Data shown
++++

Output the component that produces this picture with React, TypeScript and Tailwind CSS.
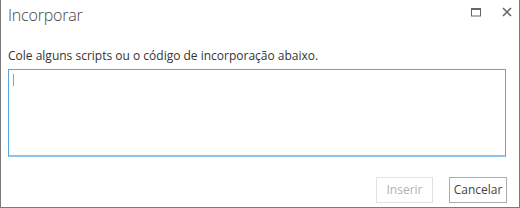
import React from "react";

export default function App() {
  return (
    <div
      className="w-[520px] h-[208px] bg-white border-l border-r border-b border-[#7a7a7a] flex flex-col"
      style={{ fontFamily: '"Open Sans", "Liberation Sans", sans-serif' }}
    >
      <div className="flex items-start h-[40px]">
        <div className="pl-[7px] pt-[4px] text-[16px] font-light text-[#444] leading-[23px] tracking-[-0.2px]">
          Incorporar
        </div>
        <div className="ml-auto flex items-center gap-[21px] pt-[7px] pr-[7px]">
          <svg width="10" height="9" viewBox="0 0 10 9">
            <rect x="0.5" y="0.5" width="9" height="7.5" fill="none" stroke="#666" strokeWidth="1" />
            <rect x="0" y="0" width="10" height="2" fill="#666" />
          </svg>
          <svg width="10" height="10" viewBox="0 0 10 10">
            <path d="M1 1 L9 9 M9 1 L1 9" stroke="#666" strokeWidth="1.6" />
          </svg>
        </div>
      </div>
      <div className="pl-[7px] text-[12px] text-[#333] leading-[18px] mt-[7px]">
        Cole alguns scripts ou o código de incorporação abaixo.
      </div>
      <div className="ml-[7px] mt-[4px] w-[498px] h-[88px] border border-b-2 border-[#5aa6e0] border-b-[#8fc1ea] relative">
        <div className="absolute left-[4px] top-[4px] w-px h-[12px] bg-[#999]" />
      </div>
      <div className="flex justify-end gap-[16px] pr-[12px] mt-[20px]">
        <div className="w-[57px] h-[26px] border border-[#e1e1e1] text-[#b1b1b1] text-[12px] flex items-center justify-center">
          Inserir
        </div>
        <div className="w-[58px] h-[26px] border border-[#ababab] text-[#444] text-[12px] flex items-center justify-center">
          Cancelar
        </div>
      </div>
    </div>
  );
}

++++

Work instructions
Restate the material word for word from its first line through the line containing "import React from", both included; the pictures do not belong in it.

The solution
Output the component that produces this picture with React, TypeScript and Tailwind CSS.
import React from "react";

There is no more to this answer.